Senate Majority Leader Mitch McConnell (R-Ky.) admitted on Thursday that Republicans may have to fix the health insurance markets created by the Affordable Care Act if the GOP can’t agree on a replacement plan, the Washington Post reported.
“If my side is unable to agree on an adequate replacement, then some kind of action with regard to the private health insurance market must occur,” McConnell said at a Rotary Club event in his home state of Kentucky. “No action is not an alternative. We’ve got the insurance markets imploding all over the country, including in this state.”
The admission blows a hole in McConnell and the Republican Party’s seven-year insistence that the ACA — widely known as Obamacare — is “broken beyond repair.”
“Obamacare is broken beyond repair,” McConnell said in a news release in 2013. “The only ‘fix’ is full repeal followed by step-by-step, patient-centered reforms that drive down costs and that Americans actually want.”

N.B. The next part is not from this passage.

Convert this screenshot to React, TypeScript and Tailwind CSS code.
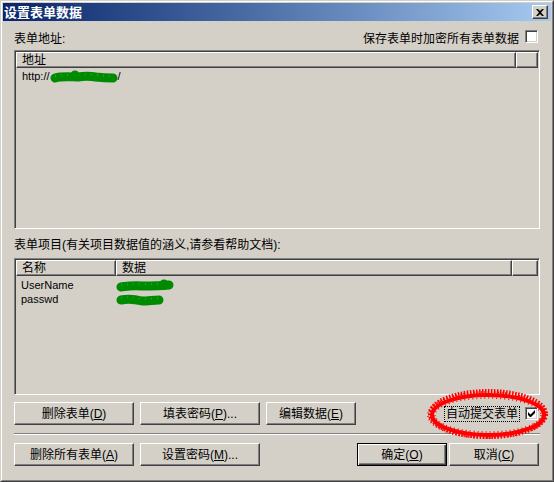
import type { ReactNode } from "react";

const raised =
  "border border-t-white border-l-white border-r-[#404040] border-b-[#404040] shadow-[inset_-1px_-1px_#808080]";
const sunken =
  "border border-t-[#808080] border-l-[#808080] border-r-white border-b-white shadow-[inset_1px_1px_#404040,inset_-1px_-1px_#d4d0c8]";

function Btn({ children, w, def }: { children: ReactNode; w: string; def?: boolean }) {
  const cls = def
    ? "border border-black shadow-[inset_1px_1px_#fff,inset_-1px_-1px_#404040,inset_-2px_-2px_#808080]"
    : raised;
  return (
    <button
      className={`h-[23px] ${w} ${cls} bg-[#d4d0c8] flex items-center justify-center text-[12px] leading-none text-black`}
    >
      {children}
    </button>
  );
}

function CheckBox({ checked }: { checked?: boolean }) {
  return (
    <span className={`w-[13px] h-[13px] bg-white ${sunken} inline-flex items-center justify-center`}>
      {checked && (
        <svg width="7" height="7" viewBox="0 0 7 7">
          <path d="M0 2v3l2 2h1l4-4V0L2.5 4.5z" fill="#000" />
        </svg>
      )}
    </span>
  );
}

function HeadCell({ children, w }: { children?: ReactNode; w: string }) {
  return (
    <div className={`h-[16px] ${w} ${raised} bg-[#d4d0c8] pl-[5px] flex items-center text-[12px] leading-none`}>
      {children}
    </div>
  );
}

// green scribble used to hide private data
function Blob({ w, h, d, bump }: { w: number; h: number; d: string; bump?: [number, number] }) {
  return (
    <svg width={w} height={h} viewBox={`0 0 ${w} ${h}`} className="inline-block align-middle">
      <path d={d} stroke="#008a00" strokeWidth="9" strokeLinecap="round" strokeLinejoin="round" fill="none" />
      <path d={d} stroke="#2aa02a" strokeWidth="2" strokeDasharray="1 5" fill="none" transform="translate(0 -2)" />
      {bump && <circle cx={bump[0]} cy={bump[1]} r="4.5" fill="#008a00" />}
    </svg>
  );
}

export default function App() {
  return (
    <div className="relative w-[554px] h-[482px] bg-[#d4d0c8] font-['Liberation_Sans','Noto_Sans_CJK_SC',sans-serif] text-black overflow-hidden">
      <div className="w-full h-full border border-t-[#d4d0c8] border-l-[#d4d0c8] border-r-[#404040] border-b-[#404040]">
        <div className="w-full h-full border border-t-white border-l-white border-r-[#808080] border-b-[#808080] p-px flex flex-col">
          {/* title bar */}
          <div className="h-[18px] shrink-0 bg-gradient-to-r from-[#0a246a] to-[#a6caf0] flex items-center pl-[1px] pr-[3px]">
            <span className="text-white font-bold text-[13px] leading-none">设置表单数据</span>
            <button className={`ml-auto w-[16px] h-[14px] bg-[#d4d0c8] ${raised} flex items-center justify-center`}>
              <svg width="8" height="7" viewBox="0 0 8 7">
                <path d="M0 0h2l2 2 2-2h2L5 3.5 8 7H6L4 5 2 7H0l3-3.5z" fill="#000" />
              </svg>
            </button>
          </div>

          <div className="flex-1 flex flex-col px-[11px] pt-[10px]">
            <div className="h-[16px] flex items-center text-[12px]">
              <span>表单地址:</span>
              <span className="ml-auto mr-[6px]">保存表单时加密所有表单数据</span>
              <span className="mr-[2px]">
                <CheckBox />
              </span>
            </div>

            <div className={`mt-[3px] h-[179px] ${sunken} p-px flex flex-col`}>
              <div className="flex">
                <HeadCell w="w-[500px]">地址</HeadCell>
                <HeadCell w="w-[22px]" />
              </div>
              <div className="pl-[6px] h-[14px] flex items-center text-[11px] leading-none mt-[1px]">
                <span>http://</span>
                <Blob
                  w={68}
                  h={13}
                  d="M5 8 C 12 6, 20 7, 28 7 C 34 6, 40 6, 46 7 C 54 8, 60 8, 63 8"
                  bump={[25, 5]}
                />
                <span>/</span>
              </div>
            </div>

            <div className="mt-[8px] h-[16px] flex items-center text-[12px]">
              表单项目(有关项目数据值的涵义,请参看帮助文档):
            </div>

            <div className={`mt-[5px] h-[137px] ${sunken} p-px flex flex-col`}>
              <div className="flex">
                <HeadCell w="w-[100px]">名称</HeadCell>
                <HeadCell w="w-[396px]">数据</HeadCell>
                <HeadCell w="w-[26px]" />
              </div>
              <div className="flex h-[14px] items-center text-[11px] leading-none mt-[2px]">
                <span className="w-[100px] pl-[5px]">UserName</span>
                <Blob w={58} h={13} d="M5 8 C 12 7, 18 6, 26 7 C 36 7, 44 7, 53 6" bump={[48, 5]} />
              </div>
              <div className="flex h-[14px] items-center text-[11px] leading-none">
                <span className="w-[100px] pl-[5px]">passwd</span>
                <Blob w={48} h={13} d="M5 7 C 10 6, 18 6, 26 8 C 32 8, 38 7, 43 7" />
              </div>
            </div>

            <div className="mt-[7px] flex items-center gap-[6px]">
              <Btn w="w-[120px]">删除表单(<u>D</u>)</Btn>
              <Btn w="w-[120px]">填表密码(<u>P</u>)...</Btn>
              <Btn w="w-[90px]">编辑数据(<u>E</u>)</Btn>
              <div className="ml-auto flex items-center gap-[5px] mr-[2px]">
                <span className="h-[16px] px-[1px] border border-dotted border-black flex items-center text-[12px] leading-none">
                  自动提交表单
                </span>
                <CheckBox checked />
              </div>
            </div>

            <div className="mt-[8px] h-[2px] border-t border-t-[#808080] border-b border-b-white" />

            <div className="mt-[8px] flex items-center gap-[6px]">
              <Btn w="w-[120px]">删除所有表单(<u>A</u>)</Btn>
              <Btn w="w-[120px]">设置密码(<u>M</u>)...</Btn>
              <div className="ml-auto flex gap-[2px] mr-[1px]">
                <Btn w="w-[90px]" def>
                  确定(<u>O</u>)
                </Btn>
                <Btn w="w-[90px]">取消(<u>C</u>)</Btn>
              </div>
            </div>
          </div>
        </div>
      </div>

      {/* red annotation */}
      <svg className="absolute left-[426px] top-[388px] pointer-events-none" width="126" height="54" viewBox="0 0 126 54">
        <ellipse cx="62" cy="27" rx="56" ry="20" fill="none" stroke="#ff0000" strokeWidth="4" />
        <ellipse cx="62" cy="26" rx="57" ry="22" fill="none" stroke="#ff0000" strokeWidth="6" strokeDasharray="1.5 1.5" />
        <ellipse cx="61" cy="27" rx="59" ry="23" fill="none" stroke="#ff0000" strokeWidth="2" strokeDasharray="1 2.5" />
        <ellipse cx="62" cy="27" rx="53" ry="17" fill="none" stroke="#ff0000" strokeWidth="1.5" strokeDasharray="1 3" />
      </svg>
    </div>
  );
}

And it suggests that while Republicans promised for seven years that they had a better plan to provide health insurance in America, they are still far from legislation that makes good on that commitment.

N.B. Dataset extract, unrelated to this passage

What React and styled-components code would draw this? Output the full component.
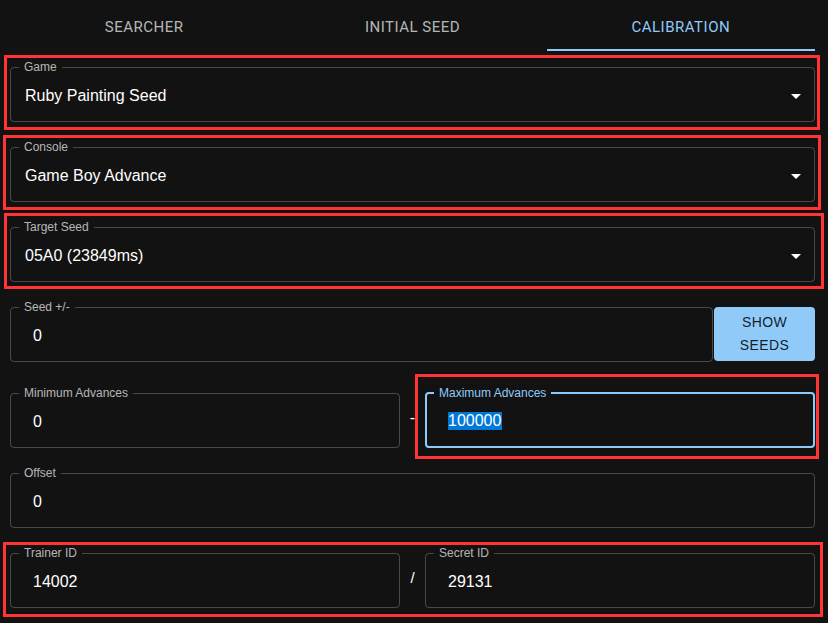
import React from "react";
import styled, { createGlobalStyle, css } from "styled-components";

const GlobalStyle = createGlobalStyle`
  html, body {
    margin: 0;
    background: #121212;
    color: #fff;
    font-family: "Liberation Sans", Arial, sans-serif;
  }
`;

const Page = styled.div`
  padding: 4px 13px 0 10px;
  min-height: 623px;
  box-sizing: border-box;
`;

const TabBar = styled.div`
  display: flex;
`;

const Tab = styled.div`
  flex: 1;
  height: 45px;
  display: flex;
  align-items: center;
  justify-content: center;
  font-family: Roboto, sans-serif;
  font-weight: 400;
  font-size: 15px;
  letter-spacing: 0.5px;
  text-transform: uppercase;
  color: ${(p) => (p.$active ? "#90caf9" : "rgba(255, 255, 255, 0.7)")};
  border-bottom: 2px solid ${(p) => (p.$active ? "#90caf9" : "transparent")};
`;

const Form = styled.div`
  display: flex;
  flex-direction: column;
  gap: 19px;
  margin-top: 10px;
`;

// red annotation boxes drawn over some fields
const Marked = styled.div`
  position: relative;
  &::after {
    content: "";
    position: absolute;
    pointer-events: none;
    top: ${(p) => p.$t}px;
    right: ${(p) => p.$r}px;
    height: calc(100% + ${(p) => -p.$t - p.$b}px);
    left: ${(p) => p.$l}px;
    box-sizing: border-box;
    border: 3px solid #ff3535;
  }
`;

const Fieldset = styled.fieldset`
  margin: 0;
  min-width: 0;
  padding: 0 8px;
  border: 1px solid rgba(255, 255, 255, 0.23);
  border-radius: 4px;
  ${(p) =>
    p.$focused &&
    css`
      border: 2px solid #90caf9;
      padding: 0 7px;
    `}
`;

const Legend = styled.legend`
  padding: 0 5px;
  font-size: 12px;
  line-height: 12px;
  color: ${(p) => (p.$focused ? "#90caf9" : "rgba(255, 255, 255, 0.7)")};
`;

const Value = styled.div`
  height: ${(p) => (p.$focused ? 44 : 45)}px;
  padding: 0 0 3px ${(p) => (p.$select ? 6 : 14)}px;
  display: flex;
  align-items: center;
  font-size: 16px;
  color: #fff;
`;

const Text = styled.span`
  flex: 1;
`;

const Selected = styled.span`
  background: #0078d7;
  color: #fff;
  padding: 0 1px 1px 0;
`;

const Arrow = styled.svg`
  width: 24px;
  height: 24px;
  margin-right: -2px;
  fill: #fff;
`;

const SeedRow = styled.div`
  display: flex;
  align-items: flex-start;
  gap: 1px;
  margin-bottom: 6px;
  & > fieldset {
    flex: 1;
  }
`;

const ShowButton = styled.button`
  width: 101px;
  height: 54px;
  margin-top: 6px;
  padding: 0 16px;
  border: none;
  border-radius: 4px;
  background: #90caf9;
  color: rgba(0, 0, 0, 0.87);
  font-family: "Liberation Sans", Arial, sans-serif;
  font-size: 14px;
  font-weight: 500;
  letter-spacing: 0.4px;
  line-height: 23px;
  text-transform: uppercase;
`;

const PairRow = styled.div`
  display: grid;
  grid-template-columns: 1fr 25px 1fr;
  align-items: start;
`;

const Separator = styled.div`
  display: flex;
  align-items: center;
  justify-content: center;
  height: 61px;
  box-sizing: border-box;
  padding: 12px 0 12px;
  font-size: ${(p) => p.$size || 16}px;
  color: #fff;
`;

function Field({ label, value, select, focused }) {
  return (
    <Fieldset $focused={focused}>
      <Legend $focused={focused}>{label}</Legend>
      <Value $select={select} $focused={focused}>
        <Text>{focused ? <Selected>{value}</Selected> : value}</Text>
        {select && (
          <Arrow viewBox="0 0 24 24">
            <path d="M7 10l5 5 5-5z" />
          </Arrow>
        )}
      </Value>
    </Fieldset>
  );
}

export default function App() {
  return (
    <Page>
      <GlobalStyle />
      <TabBar>
        <Tab>Searcher</Tab>
        <Tab>Initial Seed</Tab>
        <Tab $active>Calibration</Tab>
      </TabBar>
      <Form>
        <Marked $t={-6} $r={-5} $b={-8} $l={-6}>
          <Field label="Game" value="Ruby Painting Seed" select />
        </Marked>
        <Marked $t={-6} $r={-6} $b={-8} $l={-7}>
          <Field label="Console" value="Game Boy Advance" select />
        </Marked>
        <Marked $t={-8} $r={-9} $b={-7} $l={-6}>
          <Field label="Target Seed" value="05A0 (23849ms)" select />
        </Marked>
        <SeedRow>
          <Field label="Seed +/-" value="0" />
          <ShowButton>Show Seeds</ShowButton>
        </SeedRow>
        <PairRow>
          <Field label="Minimum Advances" value="0" />
          <Separator>-</Separator>
          <Marked $t={-13} $r={-4} $b={-11} $l={-10}>
            <Field label="Maximum Advances" value="100000" focused />
          </Marked>
        </PairRow>
        <Field label="Offset" value="0" />
        <Marked $t={-5} $r={-8} $b={-9} $l={-7}>
          <PairRow>
            <Field label="Trainer ID" value="14002" />
            <Separator $size={15}>/</Separator>
            <Field label="Secret ID" value="29131" />
          </PairRow>
        </Marked>
      </Form>
    </Page>
  );
}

It even blows up Senate Republicans’ insistence that they were already making good on their promise before President Donald Trump was elected.
In a December 2015 video, Senate Republicans insisted the GOP Senate majority was already working to “keep its promises” to repeal the ACA, which included news anchors reporting that Republicans had passed a bill to repeal key parts of the ACA.

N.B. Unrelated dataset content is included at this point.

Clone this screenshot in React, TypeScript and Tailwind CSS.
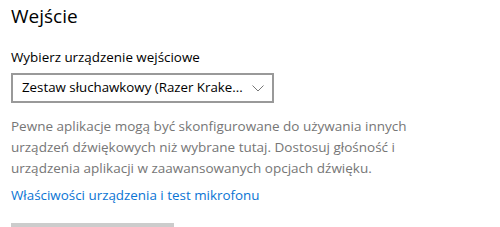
export default function App() {
  return (
    <div
      className="h-[227px] w-[500px] overflow-hidden bg-white pl-[11px] text-black"
      style={{ fontFamily: '"Open Sans", "Noto Sans", sans-serif' }}
    >
      <h1 className="pt-[2px] text-[19px] leading-[28px] font-normal">Wejście</h1>

      <div className="mt-[17px] text-[13.4px] leading-[20px]">Wybierz urządzenie wejściowe</div>

      <button
        type="button"
        className="mt-[6px] flex h-[30px] w-[263px] items-center justify-between border-2 border-[#999999] pr-[8px] pl-[9px] text-[13.3px]"
      >
        <span className="whitespace-nowrap">Zestaw słuchawkowy (Razer Krake...</span>
        <svg width="12" height="7" viewBox="0 0 12 7" fill="none" className="shrink-0">
          <path d="M0.5 0.5l5.5 5.5 5.5-5.5" stroke="#777777" strokeWidth="1" />
        </svg>
      </button>

      <p className="mt-[13px] w-[430px] text-[13.5px] leading-[21px] text-[#767676]">
        Pewne aplikacje mogą być skonfigurowane do używania innych urządzeń dźwiękowych niż
        wybrane tutaj. Dostosuj głośność i urządzenia aplikacji w zaawansowanych opcjach dźwięku.
      </p>

      <a href="#" className="mt-[6px] block text-[13.4px] leading-[21px] text-[#0a74d4]">
        Właściwości urządzenia i test mikrofonu
      </a>

      <div className="mt-[17px] h-[10px] w-[163px] bg-[#cccccc]" />
    </div>
  );
}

President Barack Obama was still in office at the time and vetoed the legislation — which Republicans have not voted on again since Trump took office.
To be sure, Senate Republicans have not yet given up on an attempt to pass ACA repeal legislation solely with Republican votes before bringing Democrats into the mix for a compromise.
McConnell sent a proposal to the congressional budget office last week that would, for all intents and purposes, create high-risk pools that would be more expensive for Americans with pre-existing conditions. It’s unclear if that plan would be able to garner more support than the proposal that McConnell was forced to delay a vote on last week.